*What this task involves*. Extract the lines up to and including the one that contains "4.8c2 .7 2 3.5", starting with the first line of the entries below, and omit the pictures.

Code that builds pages
========

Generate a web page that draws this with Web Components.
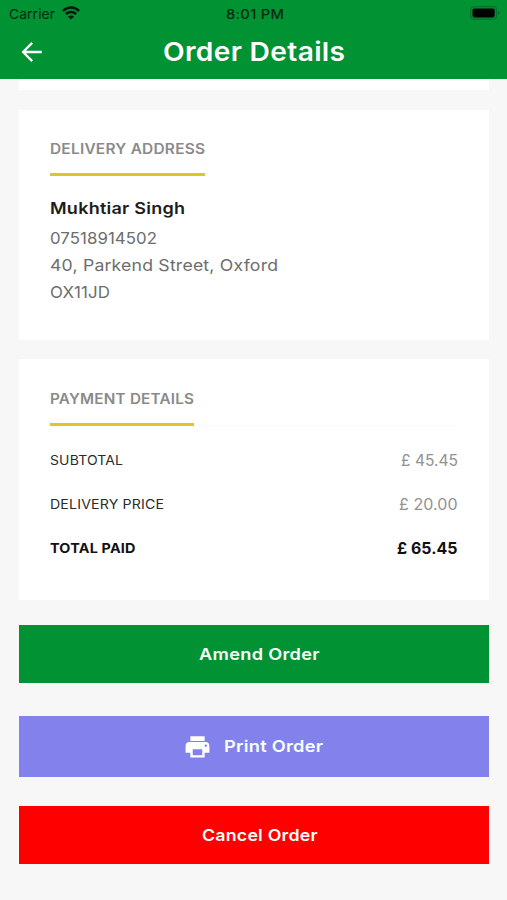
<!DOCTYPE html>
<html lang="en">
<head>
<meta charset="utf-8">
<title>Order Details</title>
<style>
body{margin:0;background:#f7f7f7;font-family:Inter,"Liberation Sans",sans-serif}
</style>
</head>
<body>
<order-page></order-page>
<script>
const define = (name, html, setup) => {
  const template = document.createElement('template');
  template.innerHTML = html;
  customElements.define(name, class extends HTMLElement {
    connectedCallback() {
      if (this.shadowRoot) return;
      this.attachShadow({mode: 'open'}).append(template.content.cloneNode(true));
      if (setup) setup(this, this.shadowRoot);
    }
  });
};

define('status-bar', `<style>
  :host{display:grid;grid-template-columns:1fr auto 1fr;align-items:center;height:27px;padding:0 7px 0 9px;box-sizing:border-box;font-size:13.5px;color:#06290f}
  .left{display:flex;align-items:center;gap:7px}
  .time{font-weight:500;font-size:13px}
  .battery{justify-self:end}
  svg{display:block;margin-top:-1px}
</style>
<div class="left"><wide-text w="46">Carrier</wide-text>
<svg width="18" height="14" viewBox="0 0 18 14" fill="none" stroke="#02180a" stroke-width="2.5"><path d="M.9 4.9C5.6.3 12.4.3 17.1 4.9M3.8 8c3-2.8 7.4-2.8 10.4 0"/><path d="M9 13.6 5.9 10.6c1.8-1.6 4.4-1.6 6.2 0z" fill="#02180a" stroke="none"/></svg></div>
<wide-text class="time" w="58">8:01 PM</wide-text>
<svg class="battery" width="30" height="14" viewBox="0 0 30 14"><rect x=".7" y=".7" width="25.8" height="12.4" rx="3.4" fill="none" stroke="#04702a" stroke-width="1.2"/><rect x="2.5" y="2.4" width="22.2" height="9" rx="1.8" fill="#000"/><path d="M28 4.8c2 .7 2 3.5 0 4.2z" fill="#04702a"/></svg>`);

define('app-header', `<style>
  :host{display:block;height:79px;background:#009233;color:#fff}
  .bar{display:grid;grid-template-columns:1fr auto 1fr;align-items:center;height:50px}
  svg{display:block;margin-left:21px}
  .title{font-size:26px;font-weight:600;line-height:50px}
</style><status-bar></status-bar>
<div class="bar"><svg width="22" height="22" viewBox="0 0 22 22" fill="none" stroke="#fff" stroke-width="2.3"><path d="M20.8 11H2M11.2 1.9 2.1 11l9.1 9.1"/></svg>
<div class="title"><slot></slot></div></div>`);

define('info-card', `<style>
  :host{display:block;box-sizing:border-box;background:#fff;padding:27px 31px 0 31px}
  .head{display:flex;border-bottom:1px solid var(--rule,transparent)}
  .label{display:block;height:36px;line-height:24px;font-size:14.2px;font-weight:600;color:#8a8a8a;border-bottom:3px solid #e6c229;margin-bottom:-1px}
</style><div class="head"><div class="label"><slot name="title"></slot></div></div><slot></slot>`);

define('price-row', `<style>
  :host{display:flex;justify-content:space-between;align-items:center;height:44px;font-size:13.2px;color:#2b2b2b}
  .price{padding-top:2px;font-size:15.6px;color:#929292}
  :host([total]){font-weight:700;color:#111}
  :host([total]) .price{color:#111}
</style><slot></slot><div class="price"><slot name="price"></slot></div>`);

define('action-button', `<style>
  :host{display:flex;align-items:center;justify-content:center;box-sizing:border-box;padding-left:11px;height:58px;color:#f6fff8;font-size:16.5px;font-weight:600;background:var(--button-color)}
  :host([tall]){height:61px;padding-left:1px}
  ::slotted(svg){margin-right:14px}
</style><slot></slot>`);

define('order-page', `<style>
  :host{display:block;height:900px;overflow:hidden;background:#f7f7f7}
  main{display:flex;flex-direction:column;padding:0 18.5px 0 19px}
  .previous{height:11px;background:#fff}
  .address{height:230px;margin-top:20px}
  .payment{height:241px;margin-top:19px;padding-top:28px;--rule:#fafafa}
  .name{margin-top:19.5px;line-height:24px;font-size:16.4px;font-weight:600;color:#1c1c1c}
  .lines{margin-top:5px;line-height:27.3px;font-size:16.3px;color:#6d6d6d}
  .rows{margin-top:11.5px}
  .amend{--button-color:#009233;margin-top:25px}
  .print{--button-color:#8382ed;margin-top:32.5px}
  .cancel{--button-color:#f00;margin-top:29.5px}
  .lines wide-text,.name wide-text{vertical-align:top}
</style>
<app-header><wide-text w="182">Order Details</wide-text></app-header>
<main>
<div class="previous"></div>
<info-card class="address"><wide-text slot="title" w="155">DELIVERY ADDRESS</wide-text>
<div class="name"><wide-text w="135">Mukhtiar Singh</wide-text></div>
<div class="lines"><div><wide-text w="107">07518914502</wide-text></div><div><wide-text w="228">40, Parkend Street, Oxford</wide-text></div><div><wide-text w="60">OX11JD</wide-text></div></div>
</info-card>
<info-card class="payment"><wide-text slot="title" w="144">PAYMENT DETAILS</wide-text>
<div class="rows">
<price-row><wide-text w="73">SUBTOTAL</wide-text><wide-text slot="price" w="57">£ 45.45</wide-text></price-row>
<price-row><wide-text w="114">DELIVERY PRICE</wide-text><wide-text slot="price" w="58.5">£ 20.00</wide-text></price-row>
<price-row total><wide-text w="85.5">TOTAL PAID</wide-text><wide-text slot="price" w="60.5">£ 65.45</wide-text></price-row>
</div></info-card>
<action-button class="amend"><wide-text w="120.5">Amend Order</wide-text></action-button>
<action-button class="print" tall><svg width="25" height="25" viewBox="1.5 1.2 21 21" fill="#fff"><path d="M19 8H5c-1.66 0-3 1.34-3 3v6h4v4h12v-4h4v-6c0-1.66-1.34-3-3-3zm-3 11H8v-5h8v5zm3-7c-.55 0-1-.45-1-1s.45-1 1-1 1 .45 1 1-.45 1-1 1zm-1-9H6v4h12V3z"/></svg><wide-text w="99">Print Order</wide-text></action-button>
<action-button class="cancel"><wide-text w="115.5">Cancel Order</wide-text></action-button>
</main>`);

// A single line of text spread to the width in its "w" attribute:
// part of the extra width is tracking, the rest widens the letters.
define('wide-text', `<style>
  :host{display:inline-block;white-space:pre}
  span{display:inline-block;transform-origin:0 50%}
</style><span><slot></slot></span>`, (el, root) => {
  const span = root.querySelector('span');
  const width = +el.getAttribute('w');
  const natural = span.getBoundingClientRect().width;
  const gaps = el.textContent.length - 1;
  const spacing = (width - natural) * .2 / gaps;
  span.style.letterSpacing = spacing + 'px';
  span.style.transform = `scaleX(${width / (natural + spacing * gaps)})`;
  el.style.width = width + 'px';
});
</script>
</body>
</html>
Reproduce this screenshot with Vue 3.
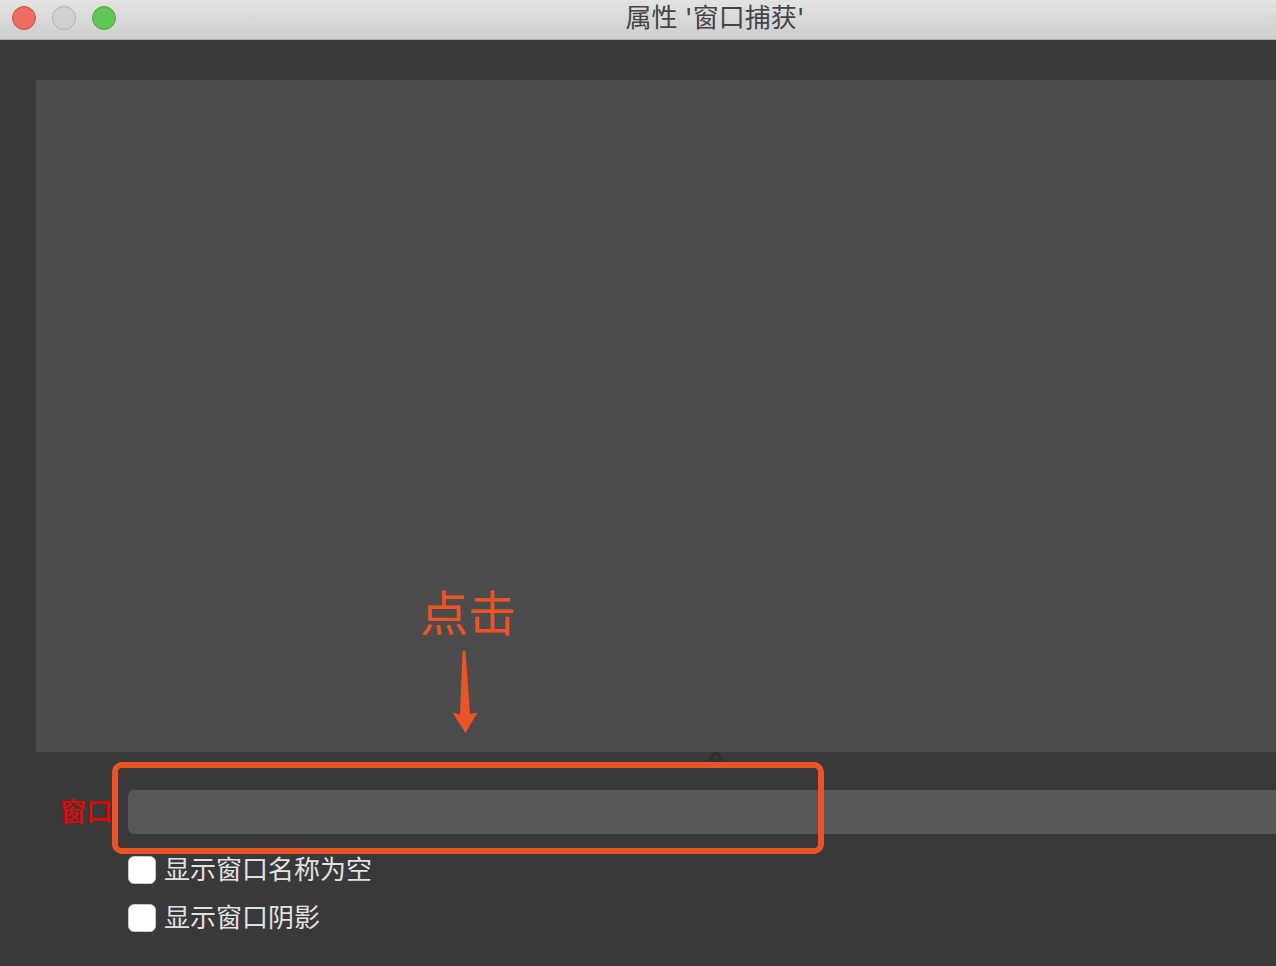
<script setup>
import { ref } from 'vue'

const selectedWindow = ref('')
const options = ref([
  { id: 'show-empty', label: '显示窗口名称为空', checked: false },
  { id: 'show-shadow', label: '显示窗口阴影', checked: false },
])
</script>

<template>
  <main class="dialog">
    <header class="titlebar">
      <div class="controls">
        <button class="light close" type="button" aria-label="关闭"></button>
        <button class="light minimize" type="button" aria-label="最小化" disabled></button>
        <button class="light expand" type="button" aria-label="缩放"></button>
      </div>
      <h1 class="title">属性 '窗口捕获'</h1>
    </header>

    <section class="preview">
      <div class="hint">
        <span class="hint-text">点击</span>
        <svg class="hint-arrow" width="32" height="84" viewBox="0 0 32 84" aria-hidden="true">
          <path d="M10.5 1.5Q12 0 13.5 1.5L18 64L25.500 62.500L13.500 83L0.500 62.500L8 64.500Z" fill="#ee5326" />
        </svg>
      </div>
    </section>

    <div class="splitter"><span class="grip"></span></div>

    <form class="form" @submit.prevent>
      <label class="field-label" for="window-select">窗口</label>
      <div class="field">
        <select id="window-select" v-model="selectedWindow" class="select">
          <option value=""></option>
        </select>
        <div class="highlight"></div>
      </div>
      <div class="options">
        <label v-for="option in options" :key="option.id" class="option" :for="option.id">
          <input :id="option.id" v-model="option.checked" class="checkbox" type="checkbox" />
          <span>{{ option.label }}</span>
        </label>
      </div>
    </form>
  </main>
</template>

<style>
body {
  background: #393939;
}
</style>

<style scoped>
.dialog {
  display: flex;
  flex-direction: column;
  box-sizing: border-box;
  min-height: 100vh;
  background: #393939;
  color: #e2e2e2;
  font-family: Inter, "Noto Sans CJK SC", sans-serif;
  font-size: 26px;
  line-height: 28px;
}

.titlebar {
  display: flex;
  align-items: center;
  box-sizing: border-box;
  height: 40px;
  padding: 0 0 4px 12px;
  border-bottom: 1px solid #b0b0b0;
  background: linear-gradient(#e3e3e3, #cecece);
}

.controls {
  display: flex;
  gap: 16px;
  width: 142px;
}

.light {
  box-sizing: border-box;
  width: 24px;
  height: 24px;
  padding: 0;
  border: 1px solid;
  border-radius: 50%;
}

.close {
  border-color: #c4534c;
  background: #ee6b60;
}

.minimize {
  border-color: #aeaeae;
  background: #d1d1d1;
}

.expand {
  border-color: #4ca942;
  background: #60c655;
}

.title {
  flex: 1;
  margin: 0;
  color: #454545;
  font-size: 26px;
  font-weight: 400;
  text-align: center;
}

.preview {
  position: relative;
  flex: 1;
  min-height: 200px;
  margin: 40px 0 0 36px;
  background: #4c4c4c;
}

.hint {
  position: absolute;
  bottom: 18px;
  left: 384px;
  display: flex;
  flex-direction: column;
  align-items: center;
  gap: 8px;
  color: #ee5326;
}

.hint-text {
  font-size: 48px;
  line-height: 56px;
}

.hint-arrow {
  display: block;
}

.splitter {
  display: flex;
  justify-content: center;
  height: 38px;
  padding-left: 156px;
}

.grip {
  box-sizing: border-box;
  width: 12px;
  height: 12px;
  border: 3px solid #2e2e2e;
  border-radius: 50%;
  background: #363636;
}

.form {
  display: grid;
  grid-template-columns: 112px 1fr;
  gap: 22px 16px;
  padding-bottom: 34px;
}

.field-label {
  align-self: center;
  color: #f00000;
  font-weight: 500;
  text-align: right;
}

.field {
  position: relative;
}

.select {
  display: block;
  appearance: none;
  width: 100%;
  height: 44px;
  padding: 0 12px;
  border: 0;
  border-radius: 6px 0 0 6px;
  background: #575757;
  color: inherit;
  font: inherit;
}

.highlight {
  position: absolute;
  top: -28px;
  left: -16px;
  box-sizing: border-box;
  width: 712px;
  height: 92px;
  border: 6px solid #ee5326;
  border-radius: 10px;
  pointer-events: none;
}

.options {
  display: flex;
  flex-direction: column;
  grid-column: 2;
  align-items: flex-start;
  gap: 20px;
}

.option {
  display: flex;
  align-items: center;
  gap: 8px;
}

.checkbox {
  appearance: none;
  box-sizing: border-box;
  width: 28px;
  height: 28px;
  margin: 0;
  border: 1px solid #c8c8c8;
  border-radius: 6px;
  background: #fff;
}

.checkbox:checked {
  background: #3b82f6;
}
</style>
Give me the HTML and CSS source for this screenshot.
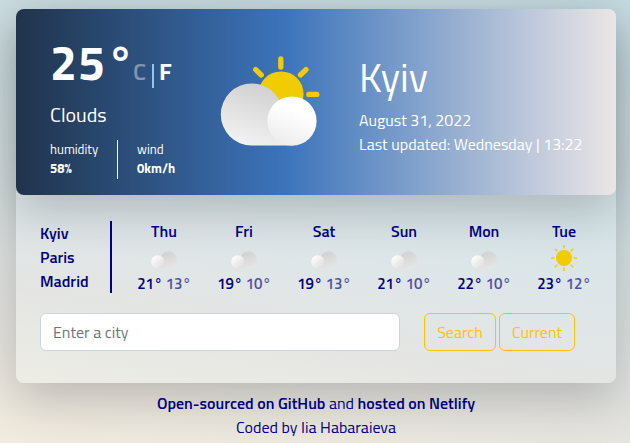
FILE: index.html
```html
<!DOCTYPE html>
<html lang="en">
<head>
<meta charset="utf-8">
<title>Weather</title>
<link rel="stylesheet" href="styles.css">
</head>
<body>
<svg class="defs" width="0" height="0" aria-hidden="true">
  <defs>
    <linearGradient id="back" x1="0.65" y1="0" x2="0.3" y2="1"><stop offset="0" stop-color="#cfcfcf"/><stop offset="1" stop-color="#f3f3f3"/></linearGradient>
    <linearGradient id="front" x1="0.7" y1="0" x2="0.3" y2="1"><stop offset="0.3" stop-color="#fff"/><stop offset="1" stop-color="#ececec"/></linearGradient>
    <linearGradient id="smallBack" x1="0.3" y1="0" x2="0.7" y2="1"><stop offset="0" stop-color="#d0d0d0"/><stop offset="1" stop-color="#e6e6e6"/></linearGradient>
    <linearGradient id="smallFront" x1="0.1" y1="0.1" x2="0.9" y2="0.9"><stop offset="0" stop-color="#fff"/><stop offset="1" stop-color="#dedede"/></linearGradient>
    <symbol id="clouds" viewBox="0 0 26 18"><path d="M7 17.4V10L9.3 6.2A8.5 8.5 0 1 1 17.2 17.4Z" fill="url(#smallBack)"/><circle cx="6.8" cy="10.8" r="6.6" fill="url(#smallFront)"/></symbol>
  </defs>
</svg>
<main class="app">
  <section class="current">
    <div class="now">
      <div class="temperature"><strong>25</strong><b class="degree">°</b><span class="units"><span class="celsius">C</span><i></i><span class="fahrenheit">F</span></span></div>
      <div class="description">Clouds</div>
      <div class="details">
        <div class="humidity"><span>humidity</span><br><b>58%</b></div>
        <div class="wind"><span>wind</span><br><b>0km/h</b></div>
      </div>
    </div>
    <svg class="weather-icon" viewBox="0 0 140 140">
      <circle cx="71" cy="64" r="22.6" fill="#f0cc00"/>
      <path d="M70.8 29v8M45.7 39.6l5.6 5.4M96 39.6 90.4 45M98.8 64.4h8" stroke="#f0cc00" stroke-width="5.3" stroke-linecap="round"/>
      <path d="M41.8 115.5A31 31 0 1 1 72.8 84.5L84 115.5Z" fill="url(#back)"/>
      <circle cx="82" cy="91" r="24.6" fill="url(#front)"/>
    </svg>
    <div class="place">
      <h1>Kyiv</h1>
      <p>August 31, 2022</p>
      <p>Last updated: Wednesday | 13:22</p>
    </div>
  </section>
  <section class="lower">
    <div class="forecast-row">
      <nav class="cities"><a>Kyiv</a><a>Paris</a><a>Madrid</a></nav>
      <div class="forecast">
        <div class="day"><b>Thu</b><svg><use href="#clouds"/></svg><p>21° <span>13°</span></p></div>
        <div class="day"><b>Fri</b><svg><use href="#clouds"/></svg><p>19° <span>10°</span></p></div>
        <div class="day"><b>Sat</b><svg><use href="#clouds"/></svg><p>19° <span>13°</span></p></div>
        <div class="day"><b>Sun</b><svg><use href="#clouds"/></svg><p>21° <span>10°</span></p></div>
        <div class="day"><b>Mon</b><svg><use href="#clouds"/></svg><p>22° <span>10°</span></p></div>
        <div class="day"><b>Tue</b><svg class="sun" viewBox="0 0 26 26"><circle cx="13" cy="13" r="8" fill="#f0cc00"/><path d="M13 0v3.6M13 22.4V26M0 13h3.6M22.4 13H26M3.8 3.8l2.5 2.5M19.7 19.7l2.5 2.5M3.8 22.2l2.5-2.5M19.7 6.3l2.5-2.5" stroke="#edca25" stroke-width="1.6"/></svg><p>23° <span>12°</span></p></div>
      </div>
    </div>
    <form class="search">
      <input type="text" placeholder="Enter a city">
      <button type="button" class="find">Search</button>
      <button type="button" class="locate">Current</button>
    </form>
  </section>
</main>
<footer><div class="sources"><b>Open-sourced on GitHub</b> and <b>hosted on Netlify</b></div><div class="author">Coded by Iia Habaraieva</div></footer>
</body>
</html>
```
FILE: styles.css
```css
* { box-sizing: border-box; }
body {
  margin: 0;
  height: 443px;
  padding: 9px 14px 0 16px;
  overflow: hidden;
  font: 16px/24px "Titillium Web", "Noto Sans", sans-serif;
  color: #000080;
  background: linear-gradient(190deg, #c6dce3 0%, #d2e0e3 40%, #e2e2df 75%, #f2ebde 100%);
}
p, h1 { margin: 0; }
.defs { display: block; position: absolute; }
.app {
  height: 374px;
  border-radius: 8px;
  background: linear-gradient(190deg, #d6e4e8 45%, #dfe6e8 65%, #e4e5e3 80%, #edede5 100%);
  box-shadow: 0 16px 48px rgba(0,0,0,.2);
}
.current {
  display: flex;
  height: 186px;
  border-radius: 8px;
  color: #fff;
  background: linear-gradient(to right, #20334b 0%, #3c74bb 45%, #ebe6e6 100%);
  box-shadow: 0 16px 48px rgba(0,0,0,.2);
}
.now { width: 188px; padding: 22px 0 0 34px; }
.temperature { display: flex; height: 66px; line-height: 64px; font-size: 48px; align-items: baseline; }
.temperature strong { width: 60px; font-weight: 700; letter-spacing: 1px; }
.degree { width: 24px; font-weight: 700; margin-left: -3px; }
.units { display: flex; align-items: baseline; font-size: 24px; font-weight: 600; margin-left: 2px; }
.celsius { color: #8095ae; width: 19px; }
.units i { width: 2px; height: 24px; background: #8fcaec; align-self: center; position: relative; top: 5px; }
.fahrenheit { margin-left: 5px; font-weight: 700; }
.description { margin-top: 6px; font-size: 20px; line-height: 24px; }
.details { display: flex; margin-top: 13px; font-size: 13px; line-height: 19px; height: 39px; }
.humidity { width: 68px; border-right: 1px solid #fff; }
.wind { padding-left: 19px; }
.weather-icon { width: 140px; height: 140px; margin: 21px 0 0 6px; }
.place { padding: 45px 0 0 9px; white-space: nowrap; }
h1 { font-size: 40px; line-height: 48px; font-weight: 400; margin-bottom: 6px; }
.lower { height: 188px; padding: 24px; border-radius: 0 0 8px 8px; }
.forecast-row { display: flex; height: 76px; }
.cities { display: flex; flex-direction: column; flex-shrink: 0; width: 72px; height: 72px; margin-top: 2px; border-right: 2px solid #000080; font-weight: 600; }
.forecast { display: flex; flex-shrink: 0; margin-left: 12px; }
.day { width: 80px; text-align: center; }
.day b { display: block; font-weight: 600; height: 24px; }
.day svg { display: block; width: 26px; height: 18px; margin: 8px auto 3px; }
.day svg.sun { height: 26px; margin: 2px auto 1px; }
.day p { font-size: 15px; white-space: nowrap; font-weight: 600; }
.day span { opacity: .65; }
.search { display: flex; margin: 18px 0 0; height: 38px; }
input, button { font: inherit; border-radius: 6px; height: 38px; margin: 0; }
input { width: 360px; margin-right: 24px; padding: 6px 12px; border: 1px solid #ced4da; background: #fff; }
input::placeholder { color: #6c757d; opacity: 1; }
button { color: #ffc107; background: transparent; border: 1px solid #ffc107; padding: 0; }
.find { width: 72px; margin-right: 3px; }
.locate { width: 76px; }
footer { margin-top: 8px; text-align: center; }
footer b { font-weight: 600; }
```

========

*The output*.
Generate a web page that draws this with Web Components.
<!DOCTYPE html>
<html lang="en">
<head>
<meta charset="utf-8">
<title>Order Details</title>
<style>
body{margin:0;background:#f7f7f7;font-family:Inter,"Liberation Sans",sans-serif}
</style>
</head>
<body>
<order-page></order-page>
<script>
const define = (name, html, setup) => {
  const template = document.createElement('template');
  template.innerHTML = html;
  customElements.define(name, class extends HTMLElement {
    connectedCallback() {
      if (this.shadowRoot) return;
      this.attachShadow({mode: 'open'}).append(template.content.cloneNode(true));
      if (setup) setup(this, this.shadowRoot);
    }
  });
};

define('status-bar', `<style>
  :host{display:grid;grid-template-columns:1fr auto 1fr;align-items:center;height:27px;padding:0 7px 0 9px;box-sizing:border-box;font-size:13.5px;color:#06290f}
  .left{display:flex;align-items:center;gap:7px}
  .time{font-weight:500;font-size:13px}
  .battery{justify-self:end}
  svg{display:block;margin-top:-1px}
</style>
<div class="left"><wide-text w="46">Carrier</wide-text>
<svg width="18" height="14" viewBox="0 0 18 14" fill="none" stroke="#02180a" stroke-width="2.5"><path d="M.9 4.9C5.6.3 12.4.3 17.1 4.9M3.8 8c3-2.8 7.4-2.8 10.4 0"/><path d="M9 13.6 5.9 10.6c1.8-1.6 4.4-1.6 6.2 0z" fill="#02180a" stroke="none"/></svg></div>
<wide-text class="time" w="58">8:01 PM</wide-text>
<svg class="battery" width="30" height="14" viewBox="0 0 30 14"><rect x=".7" y=".7" width="25.8" height="12.4" rx="3.4" fill="none" stroke="#04702a" stroke-width="1.2"/><rect x="2.5" y="2.4" width="22.2" height="9" rx="1.8" fill="#000"/><path d="M28 4.8c2 .7 2 3.5 0 4.2z" fill="#04702a"/></svg>`);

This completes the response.